* _WHAT IS EXPECTED_: Select every line holding the word "components" and copy it.

* _SUPPLIED INFORMATION_:
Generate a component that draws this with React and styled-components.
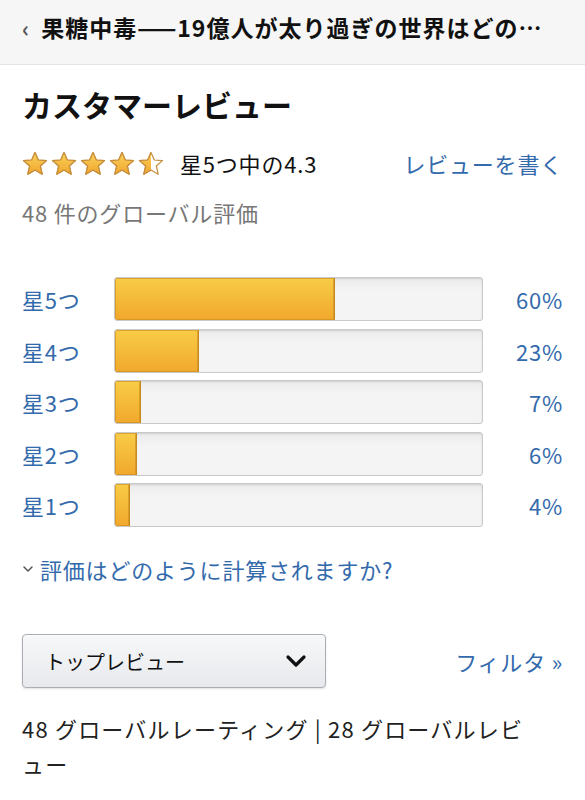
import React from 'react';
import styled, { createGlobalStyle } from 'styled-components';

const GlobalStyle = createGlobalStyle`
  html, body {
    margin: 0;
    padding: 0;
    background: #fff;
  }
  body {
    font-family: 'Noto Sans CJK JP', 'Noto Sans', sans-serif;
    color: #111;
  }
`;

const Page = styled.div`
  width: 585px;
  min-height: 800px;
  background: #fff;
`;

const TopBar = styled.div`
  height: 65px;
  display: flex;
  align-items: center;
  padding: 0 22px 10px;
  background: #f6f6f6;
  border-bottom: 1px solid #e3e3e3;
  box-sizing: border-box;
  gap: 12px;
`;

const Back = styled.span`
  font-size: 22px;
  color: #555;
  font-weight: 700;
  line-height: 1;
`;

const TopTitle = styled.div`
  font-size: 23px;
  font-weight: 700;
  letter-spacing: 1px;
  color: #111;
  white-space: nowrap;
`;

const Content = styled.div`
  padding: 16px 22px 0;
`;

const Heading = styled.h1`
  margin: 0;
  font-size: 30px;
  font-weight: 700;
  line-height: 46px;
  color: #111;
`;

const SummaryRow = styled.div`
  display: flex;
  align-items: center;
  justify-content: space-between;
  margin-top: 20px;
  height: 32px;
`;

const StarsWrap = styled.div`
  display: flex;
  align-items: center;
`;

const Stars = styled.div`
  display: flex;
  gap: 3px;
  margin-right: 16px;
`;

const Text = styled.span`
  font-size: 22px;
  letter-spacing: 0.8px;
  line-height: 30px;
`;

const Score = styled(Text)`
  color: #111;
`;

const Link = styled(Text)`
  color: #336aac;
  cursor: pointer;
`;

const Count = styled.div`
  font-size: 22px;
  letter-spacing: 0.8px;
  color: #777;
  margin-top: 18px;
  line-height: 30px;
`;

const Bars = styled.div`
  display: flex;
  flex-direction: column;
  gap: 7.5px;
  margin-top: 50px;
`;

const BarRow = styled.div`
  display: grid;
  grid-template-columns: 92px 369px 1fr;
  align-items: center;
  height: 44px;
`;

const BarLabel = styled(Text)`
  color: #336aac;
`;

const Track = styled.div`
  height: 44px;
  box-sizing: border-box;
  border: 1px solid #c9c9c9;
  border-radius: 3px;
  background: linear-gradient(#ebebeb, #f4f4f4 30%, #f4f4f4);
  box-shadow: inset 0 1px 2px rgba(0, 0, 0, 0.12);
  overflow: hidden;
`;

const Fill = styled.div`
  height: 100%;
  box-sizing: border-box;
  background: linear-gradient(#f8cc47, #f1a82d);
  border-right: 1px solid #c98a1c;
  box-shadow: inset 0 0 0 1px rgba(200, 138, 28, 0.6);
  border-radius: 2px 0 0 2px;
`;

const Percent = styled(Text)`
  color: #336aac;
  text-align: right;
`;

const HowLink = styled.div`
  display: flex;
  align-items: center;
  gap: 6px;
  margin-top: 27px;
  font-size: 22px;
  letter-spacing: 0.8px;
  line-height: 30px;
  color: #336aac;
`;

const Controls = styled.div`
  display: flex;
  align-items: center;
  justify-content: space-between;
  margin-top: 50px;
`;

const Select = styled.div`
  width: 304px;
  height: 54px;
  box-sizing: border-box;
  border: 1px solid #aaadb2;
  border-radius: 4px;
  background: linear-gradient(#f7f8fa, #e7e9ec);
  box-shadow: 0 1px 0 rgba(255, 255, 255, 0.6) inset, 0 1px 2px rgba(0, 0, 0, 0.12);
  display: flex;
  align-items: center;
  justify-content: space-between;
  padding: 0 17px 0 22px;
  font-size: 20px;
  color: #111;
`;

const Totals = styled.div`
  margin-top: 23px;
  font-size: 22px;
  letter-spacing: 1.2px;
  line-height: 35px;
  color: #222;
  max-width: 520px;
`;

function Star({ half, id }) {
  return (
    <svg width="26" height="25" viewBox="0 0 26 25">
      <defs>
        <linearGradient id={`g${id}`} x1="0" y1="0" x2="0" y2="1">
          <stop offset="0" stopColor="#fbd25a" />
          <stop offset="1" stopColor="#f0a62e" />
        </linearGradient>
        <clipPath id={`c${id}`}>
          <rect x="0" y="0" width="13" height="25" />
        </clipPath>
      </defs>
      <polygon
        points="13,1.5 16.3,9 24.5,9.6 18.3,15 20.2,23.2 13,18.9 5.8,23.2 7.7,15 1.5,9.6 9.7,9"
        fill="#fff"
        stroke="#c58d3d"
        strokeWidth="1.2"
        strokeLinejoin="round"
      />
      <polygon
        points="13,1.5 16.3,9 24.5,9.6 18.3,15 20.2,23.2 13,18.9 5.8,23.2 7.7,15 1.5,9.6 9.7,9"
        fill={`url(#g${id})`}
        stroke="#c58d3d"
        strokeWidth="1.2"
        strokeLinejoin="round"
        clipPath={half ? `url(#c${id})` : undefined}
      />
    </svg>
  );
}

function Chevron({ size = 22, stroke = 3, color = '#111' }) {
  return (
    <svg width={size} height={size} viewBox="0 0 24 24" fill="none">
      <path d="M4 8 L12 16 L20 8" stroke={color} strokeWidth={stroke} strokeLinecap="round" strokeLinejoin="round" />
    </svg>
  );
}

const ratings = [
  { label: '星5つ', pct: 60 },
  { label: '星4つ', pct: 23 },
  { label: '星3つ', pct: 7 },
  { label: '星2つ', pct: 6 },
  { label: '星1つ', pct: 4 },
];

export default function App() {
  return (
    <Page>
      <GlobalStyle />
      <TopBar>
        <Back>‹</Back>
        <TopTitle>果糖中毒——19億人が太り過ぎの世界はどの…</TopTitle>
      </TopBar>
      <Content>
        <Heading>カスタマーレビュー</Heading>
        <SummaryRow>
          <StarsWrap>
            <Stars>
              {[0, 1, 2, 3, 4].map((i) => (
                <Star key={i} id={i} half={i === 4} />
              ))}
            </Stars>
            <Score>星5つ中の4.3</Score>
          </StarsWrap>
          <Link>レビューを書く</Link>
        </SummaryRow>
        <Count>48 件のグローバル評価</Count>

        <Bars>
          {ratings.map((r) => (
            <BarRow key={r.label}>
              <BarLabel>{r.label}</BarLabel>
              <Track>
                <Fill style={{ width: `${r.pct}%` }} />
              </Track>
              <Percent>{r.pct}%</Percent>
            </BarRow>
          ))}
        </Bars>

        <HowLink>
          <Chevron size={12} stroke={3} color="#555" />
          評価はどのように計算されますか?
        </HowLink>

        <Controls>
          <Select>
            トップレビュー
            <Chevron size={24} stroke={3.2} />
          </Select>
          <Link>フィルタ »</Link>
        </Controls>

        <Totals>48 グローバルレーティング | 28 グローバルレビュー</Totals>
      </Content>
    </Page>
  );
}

==

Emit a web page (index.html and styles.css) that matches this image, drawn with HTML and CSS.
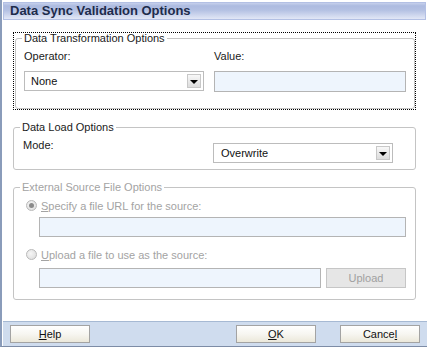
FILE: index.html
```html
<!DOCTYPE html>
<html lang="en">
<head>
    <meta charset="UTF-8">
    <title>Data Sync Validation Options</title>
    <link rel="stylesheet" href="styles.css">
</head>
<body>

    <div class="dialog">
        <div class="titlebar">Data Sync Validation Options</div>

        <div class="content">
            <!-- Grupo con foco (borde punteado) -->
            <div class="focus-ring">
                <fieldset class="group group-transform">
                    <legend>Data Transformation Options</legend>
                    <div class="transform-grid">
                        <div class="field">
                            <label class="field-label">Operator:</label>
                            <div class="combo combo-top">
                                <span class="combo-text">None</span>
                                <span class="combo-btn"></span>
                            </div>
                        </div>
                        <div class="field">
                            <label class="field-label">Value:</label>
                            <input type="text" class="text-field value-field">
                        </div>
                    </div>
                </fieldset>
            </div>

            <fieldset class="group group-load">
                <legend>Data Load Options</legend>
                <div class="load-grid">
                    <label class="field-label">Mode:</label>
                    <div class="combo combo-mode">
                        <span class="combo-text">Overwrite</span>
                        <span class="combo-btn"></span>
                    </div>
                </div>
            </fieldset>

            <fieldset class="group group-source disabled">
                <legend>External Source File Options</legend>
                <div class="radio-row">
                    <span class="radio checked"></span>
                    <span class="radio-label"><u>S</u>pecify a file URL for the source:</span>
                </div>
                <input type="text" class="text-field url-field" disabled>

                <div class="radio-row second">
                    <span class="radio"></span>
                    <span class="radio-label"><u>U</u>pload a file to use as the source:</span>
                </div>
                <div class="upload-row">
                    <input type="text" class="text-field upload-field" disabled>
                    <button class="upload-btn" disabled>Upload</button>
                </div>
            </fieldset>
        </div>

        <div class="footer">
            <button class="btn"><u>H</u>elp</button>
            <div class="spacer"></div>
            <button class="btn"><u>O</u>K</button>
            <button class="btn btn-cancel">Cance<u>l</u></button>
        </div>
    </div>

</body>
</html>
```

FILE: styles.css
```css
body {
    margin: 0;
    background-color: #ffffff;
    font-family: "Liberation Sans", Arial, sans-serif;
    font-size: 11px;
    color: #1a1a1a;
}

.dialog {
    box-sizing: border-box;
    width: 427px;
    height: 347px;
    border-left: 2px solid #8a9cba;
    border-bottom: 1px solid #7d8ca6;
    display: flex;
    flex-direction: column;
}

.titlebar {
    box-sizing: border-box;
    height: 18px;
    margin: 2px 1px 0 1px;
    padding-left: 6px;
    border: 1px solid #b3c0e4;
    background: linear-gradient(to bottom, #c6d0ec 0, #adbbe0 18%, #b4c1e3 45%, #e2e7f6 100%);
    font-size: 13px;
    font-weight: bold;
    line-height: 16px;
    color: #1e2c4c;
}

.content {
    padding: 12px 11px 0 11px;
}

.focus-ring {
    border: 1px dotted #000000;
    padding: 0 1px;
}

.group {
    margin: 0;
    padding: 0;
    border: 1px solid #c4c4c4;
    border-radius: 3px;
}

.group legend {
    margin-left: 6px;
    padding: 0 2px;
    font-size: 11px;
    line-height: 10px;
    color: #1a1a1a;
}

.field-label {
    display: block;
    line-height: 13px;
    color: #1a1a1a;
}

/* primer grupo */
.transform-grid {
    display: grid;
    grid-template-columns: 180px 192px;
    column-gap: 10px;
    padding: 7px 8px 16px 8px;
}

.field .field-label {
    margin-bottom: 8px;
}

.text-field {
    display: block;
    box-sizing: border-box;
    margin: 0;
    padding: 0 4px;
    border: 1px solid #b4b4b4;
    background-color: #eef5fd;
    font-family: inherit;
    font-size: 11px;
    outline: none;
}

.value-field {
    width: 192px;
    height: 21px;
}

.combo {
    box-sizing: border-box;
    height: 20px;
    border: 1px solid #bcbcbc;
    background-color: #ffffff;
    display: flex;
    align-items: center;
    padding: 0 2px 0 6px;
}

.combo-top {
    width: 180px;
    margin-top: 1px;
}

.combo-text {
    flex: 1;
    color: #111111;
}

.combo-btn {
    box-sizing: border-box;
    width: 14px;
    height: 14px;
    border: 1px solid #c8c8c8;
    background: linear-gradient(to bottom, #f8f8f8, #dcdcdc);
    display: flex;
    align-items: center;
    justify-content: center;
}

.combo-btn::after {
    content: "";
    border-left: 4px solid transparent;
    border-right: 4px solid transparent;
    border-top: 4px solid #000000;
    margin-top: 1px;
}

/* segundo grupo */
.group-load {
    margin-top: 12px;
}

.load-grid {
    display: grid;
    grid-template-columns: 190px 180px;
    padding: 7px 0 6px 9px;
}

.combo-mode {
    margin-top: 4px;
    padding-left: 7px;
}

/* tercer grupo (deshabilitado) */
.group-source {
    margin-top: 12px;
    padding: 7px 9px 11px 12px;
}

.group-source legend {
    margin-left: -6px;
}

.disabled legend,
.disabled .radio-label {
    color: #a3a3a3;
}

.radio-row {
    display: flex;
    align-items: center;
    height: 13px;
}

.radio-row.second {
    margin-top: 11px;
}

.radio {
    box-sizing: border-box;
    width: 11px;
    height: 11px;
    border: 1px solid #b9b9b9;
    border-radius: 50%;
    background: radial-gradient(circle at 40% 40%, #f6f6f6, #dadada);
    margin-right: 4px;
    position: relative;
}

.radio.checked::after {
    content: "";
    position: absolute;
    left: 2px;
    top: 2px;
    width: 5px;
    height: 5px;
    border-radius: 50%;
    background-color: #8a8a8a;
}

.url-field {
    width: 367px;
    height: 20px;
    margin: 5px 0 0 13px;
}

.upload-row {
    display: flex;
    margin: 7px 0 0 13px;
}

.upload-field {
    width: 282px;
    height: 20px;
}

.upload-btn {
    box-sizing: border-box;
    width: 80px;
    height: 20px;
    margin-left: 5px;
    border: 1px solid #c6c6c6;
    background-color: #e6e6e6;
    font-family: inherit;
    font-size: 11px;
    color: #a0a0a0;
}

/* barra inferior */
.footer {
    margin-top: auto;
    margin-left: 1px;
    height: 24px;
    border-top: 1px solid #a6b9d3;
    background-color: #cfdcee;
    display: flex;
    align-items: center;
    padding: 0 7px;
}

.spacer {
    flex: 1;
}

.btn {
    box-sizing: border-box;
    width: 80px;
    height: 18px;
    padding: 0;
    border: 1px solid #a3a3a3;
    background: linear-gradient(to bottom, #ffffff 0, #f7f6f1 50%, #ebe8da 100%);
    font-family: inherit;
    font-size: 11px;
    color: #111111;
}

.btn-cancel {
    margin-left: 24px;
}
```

--

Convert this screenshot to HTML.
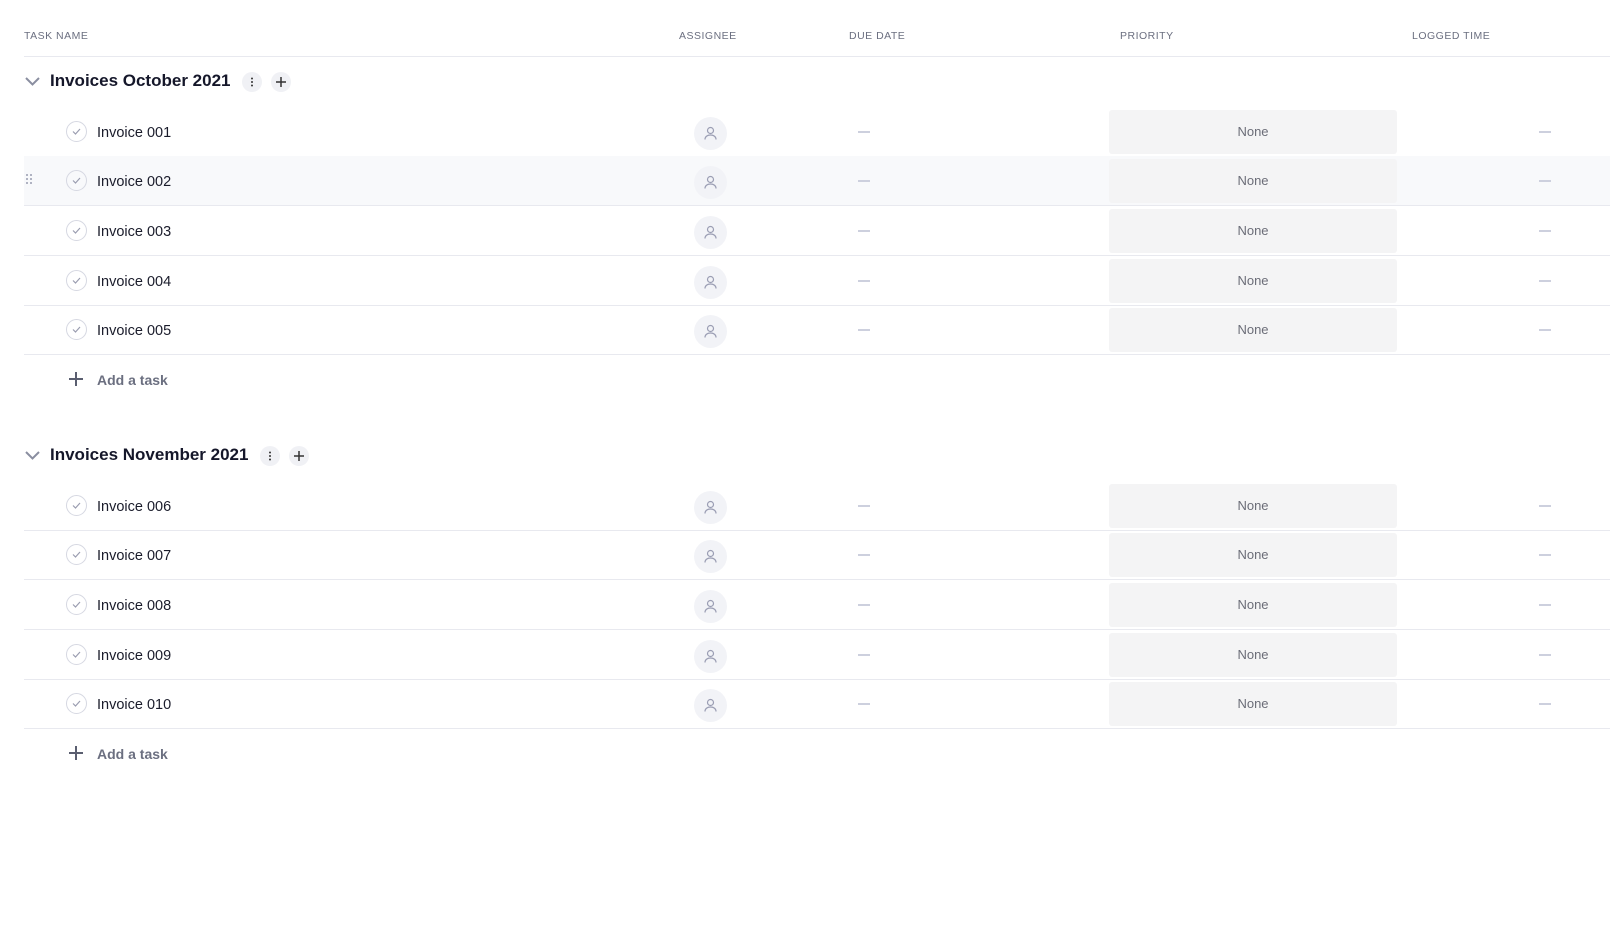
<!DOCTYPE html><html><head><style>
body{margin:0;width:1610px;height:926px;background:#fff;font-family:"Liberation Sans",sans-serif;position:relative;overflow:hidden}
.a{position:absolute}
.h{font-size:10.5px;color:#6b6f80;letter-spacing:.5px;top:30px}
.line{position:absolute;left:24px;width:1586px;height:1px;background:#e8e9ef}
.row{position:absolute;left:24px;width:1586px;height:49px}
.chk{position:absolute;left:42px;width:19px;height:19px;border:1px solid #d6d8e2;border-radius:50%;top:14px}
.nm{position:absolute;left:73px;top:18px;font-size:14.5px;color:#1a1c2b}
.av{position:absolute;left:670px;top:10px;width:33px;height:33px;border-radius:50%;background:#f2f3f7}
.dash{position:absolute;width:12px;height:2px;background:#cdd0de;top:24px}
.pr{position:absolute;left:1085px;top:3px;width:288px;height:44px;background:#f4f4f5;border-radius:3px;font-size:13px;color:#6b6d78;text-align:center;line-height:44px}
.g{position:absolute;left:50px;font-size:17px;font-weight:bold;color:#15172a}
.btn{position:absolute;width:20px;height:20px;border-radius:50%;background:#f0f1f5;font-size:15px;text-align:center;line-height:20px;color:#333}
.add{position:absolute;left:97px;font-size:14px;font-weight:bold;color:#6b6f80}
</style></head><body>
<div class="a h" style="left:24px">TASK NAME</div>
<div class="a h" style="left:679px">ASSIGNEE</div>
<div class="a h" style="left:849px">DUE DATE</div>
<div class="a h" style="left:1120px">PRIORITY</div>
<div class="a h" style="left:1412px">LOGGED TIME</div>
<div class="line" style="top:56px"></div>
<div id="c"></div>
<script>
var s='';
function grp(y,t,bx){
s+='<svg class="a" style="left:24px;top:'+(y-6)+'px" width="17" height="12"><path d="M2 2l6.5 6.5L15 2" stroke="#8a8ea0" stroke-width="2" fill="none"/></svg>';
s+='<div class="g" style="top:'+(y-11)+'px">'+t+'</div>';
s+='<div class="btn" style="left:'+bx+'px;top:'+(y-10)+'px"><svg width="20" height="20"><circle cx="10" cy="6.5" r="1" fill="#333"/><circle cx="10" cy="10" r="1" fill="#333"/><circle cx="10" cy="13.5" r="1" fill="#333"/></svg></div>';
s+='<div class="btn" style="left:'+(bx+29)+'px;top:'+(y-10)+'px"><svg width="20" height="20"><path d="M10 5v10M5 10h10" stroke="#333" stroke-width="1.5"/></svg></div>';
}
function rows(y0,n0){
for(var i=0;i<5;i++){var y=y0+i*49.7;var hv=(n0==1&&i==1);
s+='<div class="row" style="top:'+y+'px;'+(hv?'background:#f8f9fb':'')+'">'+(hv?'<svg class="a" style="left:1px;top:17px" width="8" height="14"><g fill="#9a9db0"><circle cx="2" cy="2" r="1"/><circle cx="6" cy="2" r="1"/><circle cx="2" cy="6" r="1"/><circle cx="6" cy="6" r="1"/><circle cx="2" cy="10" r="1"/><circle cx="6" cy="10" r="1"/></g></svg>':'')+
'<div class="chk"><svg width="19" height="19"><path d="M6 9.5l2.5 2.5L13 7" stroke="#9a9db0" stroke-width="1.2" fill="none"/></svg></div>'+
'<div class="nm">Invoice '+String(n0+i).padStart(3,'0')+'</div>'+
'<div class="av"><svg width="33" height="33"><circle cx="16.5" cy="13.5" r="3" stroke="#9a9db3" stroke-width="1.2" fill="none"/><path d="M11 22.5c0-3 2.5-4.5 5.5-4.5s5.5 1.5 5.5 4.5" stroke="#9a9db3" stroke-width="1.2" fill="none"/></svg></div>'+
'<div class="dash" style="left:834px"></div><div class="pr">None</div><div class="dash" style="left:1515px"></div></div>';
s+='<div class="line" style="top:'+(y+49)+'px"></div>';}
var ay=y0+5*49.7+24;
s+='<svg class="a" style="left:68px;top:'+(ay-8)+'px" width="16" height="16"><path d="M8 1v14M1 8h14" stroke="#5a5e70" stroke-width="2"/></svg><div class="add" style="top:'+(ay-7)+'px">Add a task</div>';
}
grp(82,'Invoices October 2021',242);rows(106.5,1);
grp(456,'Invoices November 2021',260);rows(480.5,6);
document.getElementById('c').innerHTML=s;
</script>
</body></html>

* _PROBLEM SOLUTION_:
Generate a component that draws this with React and styled-components.
import styled, { createGlobalStyle } from 'styled-components';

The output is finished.